● **Stated task**:
List all lines of the data containing the word "index".

* begin Material provided *

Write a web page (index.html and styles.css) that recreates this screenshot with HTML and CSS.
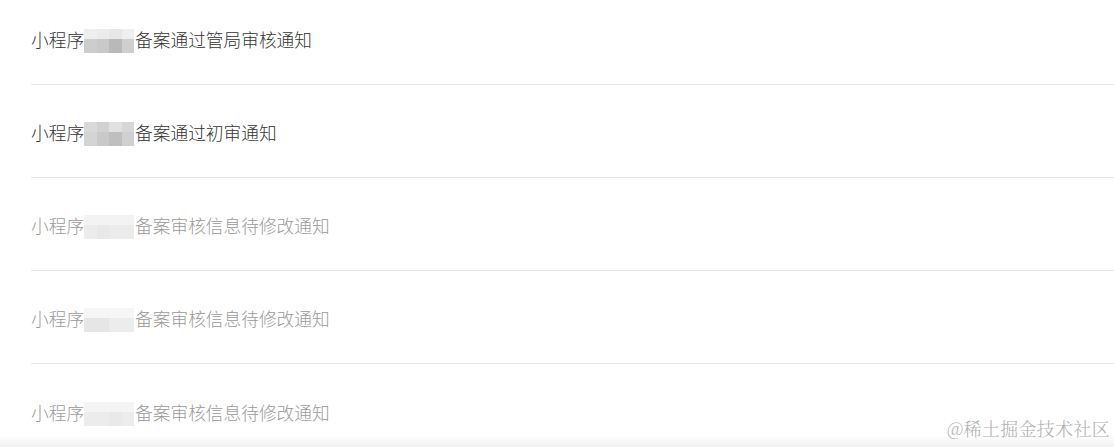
FILE: index.html
```html
<!DOCTYPE html>
<html lang="zh">
<head>
<meta charset="utf-8">
<link rel="stylesheet" href="styles.css">
</head>
<body>
<div class="list">
  <div class="row first dark">
    <span>小程序</span>
    <span class="mosaic m1"><i></i><i></i><i></i><i></i><i></i><i></i><i></i><i></i></span>
    <span>备案通过管局审核通知</span>
  </div>
  <div class="row dark">
    <span>小程序</span>
    <span class="mosaic m2"><i></i><i></i><i></i><i></i><i></i><i></i><i></i><i></i></span>
    <span>备案通过初审通知</span>
  </div>
  <div class="row light">
    <span>小程序</span>
    <span class="mosaic m3"><i></i><i></i><i></i><i></i><i></i><i></i><i></i><i></i></span>
    <span>备案审核信息待修改通知</span>
  </div>
  <div class="row light">
    <span>小程序</span>
    <span class="mosaic m4"><i></i><i></i><i></i><i></i><i></i><i></i><i></i><i></i></span>
    <span>备案审核信息待修改通知</span>
  </div>
  <div class="row light last">
    <span>小程序</span>
    <span class="mosaic m5"><i></i><i></i><i></i><i></i><i></i><i></i><i></i><i></i></span>
    <span>备案审核信息待修改通知</span>
  </div>
</div>
<div class="fade"></div>
<div class="watermark">@稀土掘金技术社区</div>
</body>
</html>
```
FILE: styles.css
```css
html, body {
  margin: 0;
  padding: 0;
  background: #fff;
  width: 1114px;
  height: 447px;
  overflow: hidden;
}
body {
  position: relative;
  font-family: "Noto Sans CJK SC", "Noto Sans", sans-serif;
}
.list {
  padding-left: 31px;
}
.row {
  display: flex;
  align-items: center;
  height: 93px;
  border-bottom: 1px solid #e6e6e6;
  font-size: 17.7px;
  font-weight: 300;
  line-height: 24px;
  padding-top: 2px;
  box-sizing: border-box;
}
.row.first {
  height: 85px;
  padding-top: 0;
  padding-bottom: 7px;
}
.row.last {
  border-bottom: none;
}
.dark { color: #333; }
.light { color: #9a9a9a; }
.mosaic {
  display: grid;
  grid-template-columns: repeat(4, 12.5px);
  grid-template-rows: 10px 14px;
  width: 50px;
  margin: 0 1px 0 0;
  position: relative;
  top: 2px;
}
.mosaic i { display: block; }
.m1 i:nth-child(1) { background: #eeeeee; }
.m1 i:nth-child(2) { background: #ebebeb; }
.m1 i:nth-child(3) { background: #e7e7e7; }
.m1 i:nth-child(4) { background: #efefef; }
.m1 i:nth-child(5) { background: #cdcdcd; }
.m1 i:nth-child(6) { background: #c9c9c9; }
.m1 i:nth-child(7) { background: #b9b9b9; }
.m1 i:nth-child(8) { background: #cfcfcf; }
.m2 i:nth-child(1) { background: #d9d9d9; }
.m2 i:nth-child(2) { background: #d2d2d2; }
.m2 i:nth-child(3) { background: #e1e1e1; }
.m2 i:nth-child(4) { background: #d7d7d7; }
.m2 i:nth-child(5) { background: #d4d4d4; }
.m2 i:nth-child(6) { background: #c9c9c9; }
.m2 i:nth-child(7) { background: #bfbfbf; }
.m2 i:nth-child(8) { background: #d0d0d0; }
.m3 i, .m4 i, .m5 i { background: #ececec; }
.m3 i:nth-child(-n+4) { background: #f3f3f3; }
.m3 i:nth-child(6) { background: #e8e8e8; }
.m4 i:nth-child(-n+4) { background: #f6f6f6; }
.m4 i:nth-child(5), .m4 i:nth-child(6) { background: #e6e6e6; }
.m5 i:nth-child(-n+4) { background: #f4f4f4; }
.m5 i:nth-child(7) { background: #e9e9e9; }
.fade {
  position: absolute;
  left: 0;
  right: 0;
  bottom: 0;
  height: 12px;
  background: linear-gradient(to bottom, rgba(243,243,243,0), #f1f1f1);
}
.watermark {
  position: absolute;
  right: 4px;
  bottom: 6px;
  font-family: "Noto Serif CJK SC", "Noto Sans CJK SC", serif;
  font-size: 18px;
  font-weight: 300;
  color: #b0b0b0;
  letter-spacing: 0.3px;
}
```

* end Material provided *

● **Result below**:
Write a web page (index.html and styles.css) that recreates this screenshot with HTML and CSS.
FILE: index.html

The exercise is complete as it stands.